In response, Ms. Lindenberg signals some confusion regarding the designated attorney fee. She asks Ms. Glover, "Please see your email to me on 1/15/2014 in which you outline your understanding of our agreement in its entirely [sic]. As we discussed last night we will need to discuss it so we are on the same page." (ECF No. 257-2 at PageID 5312.) On June 20, 2014, Ms. Glover details the issue and flags the difference in their understandings of the Engagement Letter and fee-agreement:
After a 2 hour and 18 min phone conversation yesterday, we agreed the written agreement needs further clarification regarding a situation where the jury makes a general verdict as opposed to a line item award for attorney fees. Otherwise, the 'designated attorney fee' can be interpreted as that amount introduced at trial through our expert witness, a practicing attorney in this community. As we discussed, we will not be able to move forward in our representation of you in this matter, if there is a conflict in our respective interpretations of the fee agreement. To avoid this situation, we agreed yesterday you would make a proposal of a formula to specifically address the situation above. If you do not intend to do this, I need to know immediately.ECF No. 257-2 at PageID 5311.
Meanwhile, we will continue to finalize the initial disclosures which are due today. As we discussed yesterday, regardless of whether we may ultimately have to withdraw our representation, we will get those filed.

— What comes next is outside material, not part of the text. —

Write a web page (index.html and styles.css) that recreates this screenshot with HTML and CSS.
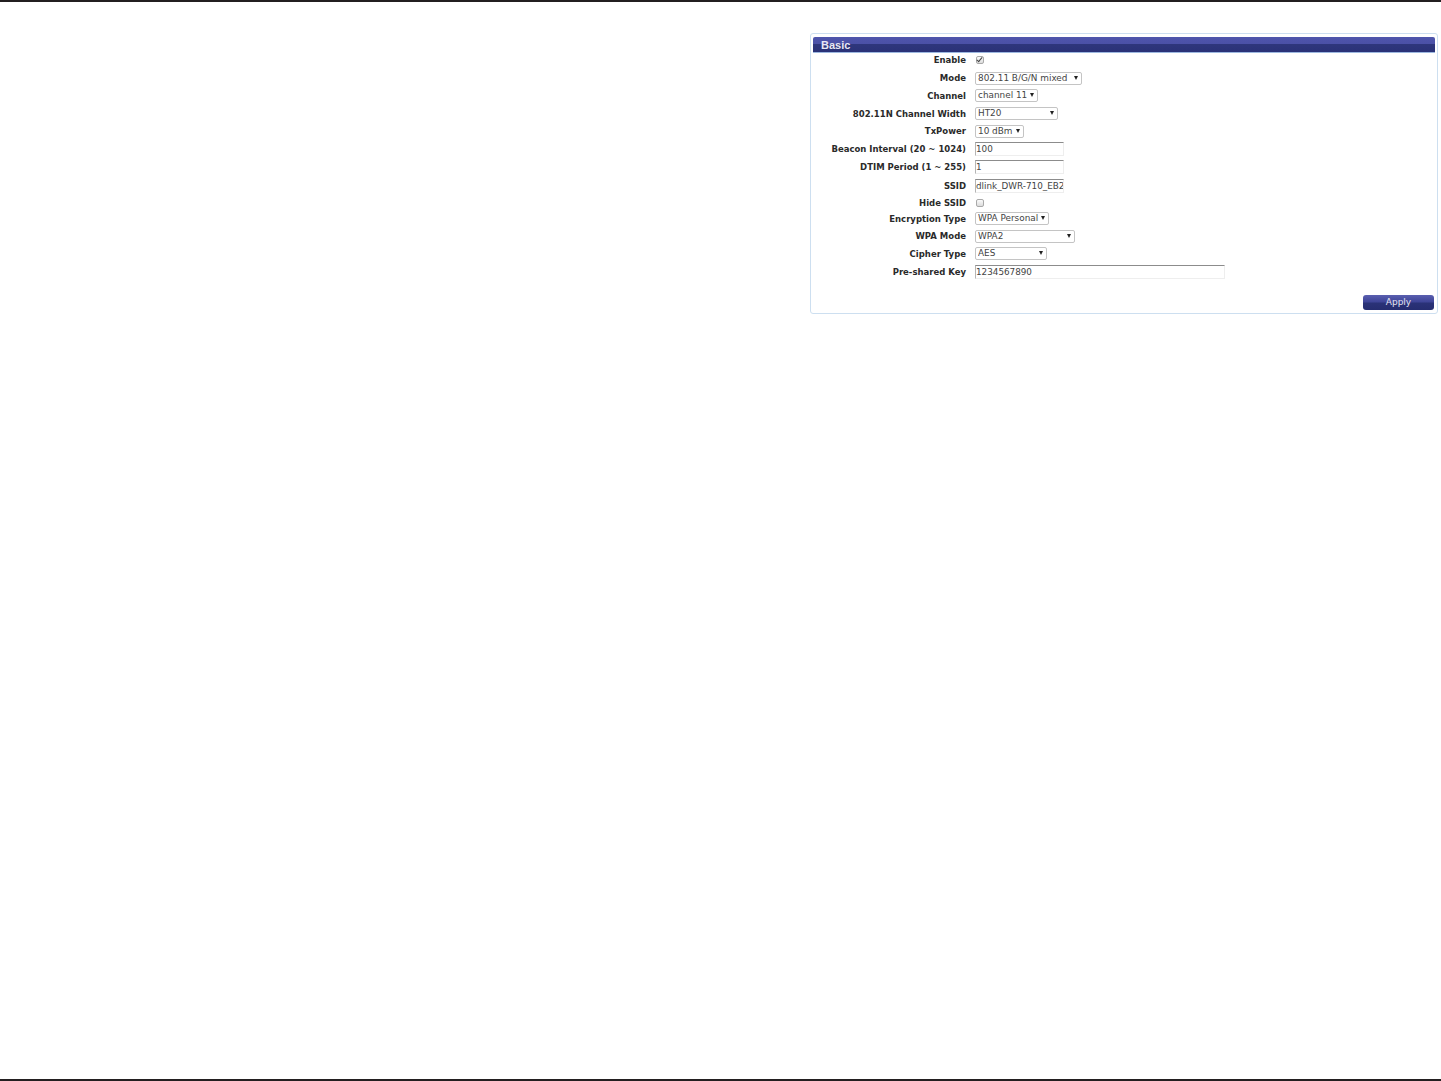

Following additional email traffic on June 20, 2014, it appears the parties were at an "impasse", and Ms. Glover again laid out the crux of the dispute between the parties and suggested signing a new agreement to address a situation in which a jury verdict did not include a specific attorney fee:
I've reviewed our emails from January 2014 where we discussed how the offset operates. We never addressed the issue you have now raised. It is my understanding that you are taking the position that unless the jury makes a specific award of an 'attorney fee', we will not get paid. To be clear, at trial we will retain an attorney to serve as an expert who will say that the fees and expenses incurred on your behalf were reasonable and necessary. We intend to present our statements that date from the outset of this matter through trial and reflect all time spent on your behalf. The attorney fees (ie the fact that you had to hire an attorney to pursue this) is part of the damages the law says you are entitled to recover from JNL. Any award from the jury against JNL will necessarily include an attorney fee even if there is no line item making a specific award. The same would be true if we settle before trial. The settlement amount would necessarily include an attorney fee.ECF No. 257-2 at PageID 5309 (emphasis added).

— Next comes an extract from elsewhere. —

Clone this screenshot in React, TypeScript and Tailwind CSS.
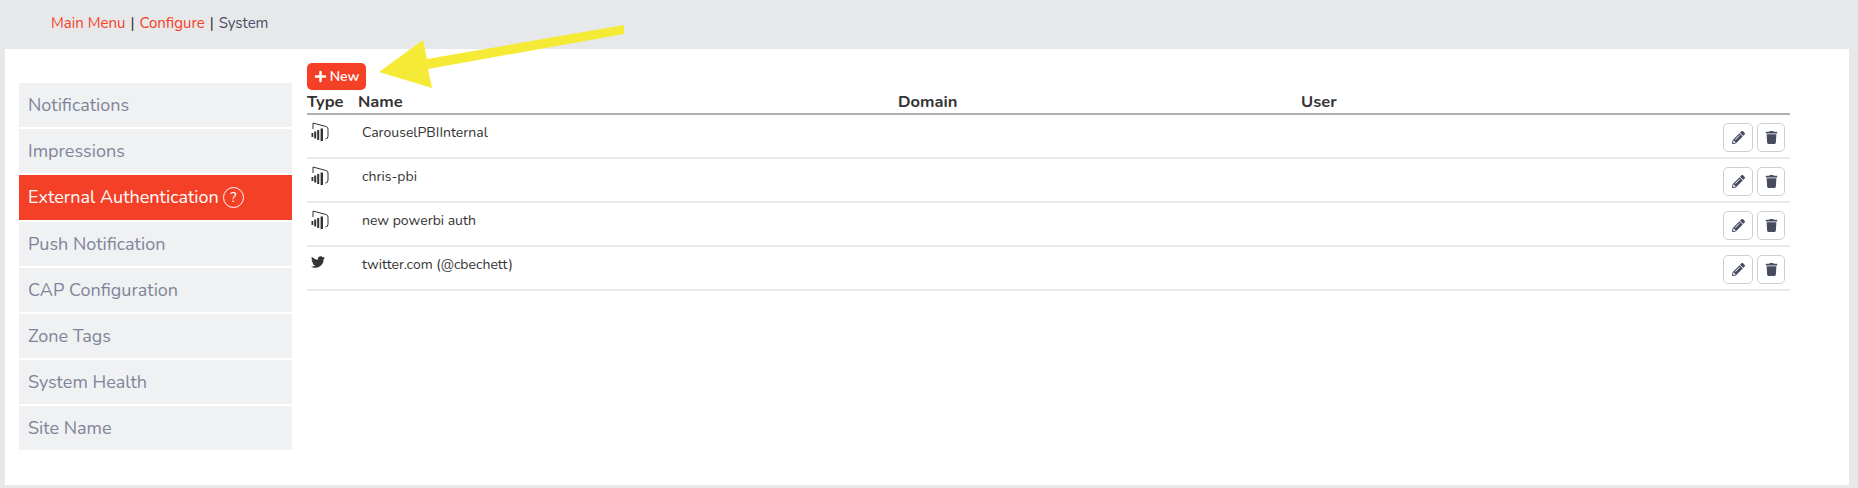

It is my understanding that where we are now is that you are not in agreement that the designated attorney fee is whatever expert proof we present at trial as to our fees and expenses. You raised concerns about a situation where the attorney fee would eat up the entire award. At this point, we have parsed the fee agreement to death. I think we need to sign a new agreement that addresses a situation of a general verdict where there has been no specific amount awarded as an attorney fee so there are not further disagreements or misunderstandings. To that end, I have asked you to submit your proposal which we will consider...

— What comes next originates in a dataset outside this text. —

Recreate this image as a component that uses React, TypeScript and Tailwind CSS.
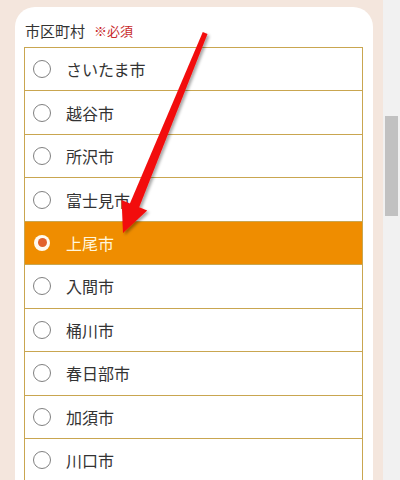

The parties' also disputed whether a new agreement would merely be a clarification of the Engagement Letter, or an amendment. (See ECF No. 257-3 at PageID 5317 ("As we have discussed many, many times, we do not want to 'change' the fee agreement. In our conversations, it has become clear that your interpretation of the agreement is different from ours as it relates to the meaning of 'designated' attorney fee.").) Accordingly, BPJ memorialized the following Addendum to the Engagement Letter (the "Addendum"):
In the event of a verdict that makes no specific award of attorney fees: BPJ will be paid the full amount of the attorney fee presented in court if that amount is not greater than 33.3 percent of the total verdict. If the attorney fee
presented in court is greater than 33.3% of the total verdict, BPJ will reduce its fee to an amount that equals 33.3% of the total verdict.ECF No. 257-5 at PageID 5322 (emphasis added).
On July 24, 2014, Ms. Lindenberg accepted these provisions, noting that "we have accepted the below in the spirit of love and friendship that has always permeated our relationship." Id. Accordingly, the Addendum is a valid and enforceable contract negotiated between the two parties and provided the terms of fees as contemplated by the parties.
Although it was a valid and enforceable contract, the operative provision of the Addendum never came into effect. On December 22, 2014, the jury returned a verdict in favor of Ms. Lindenberg. (ECF No. 151 at PageID 2016.) On the verdict form, the jury provided a line item for attorney and legal fees based on "Defendant's bad faith refusal to pay Plaintiff Tamarin Lindenberg under the Policy". (ECF No. 151 at PageID 2016.)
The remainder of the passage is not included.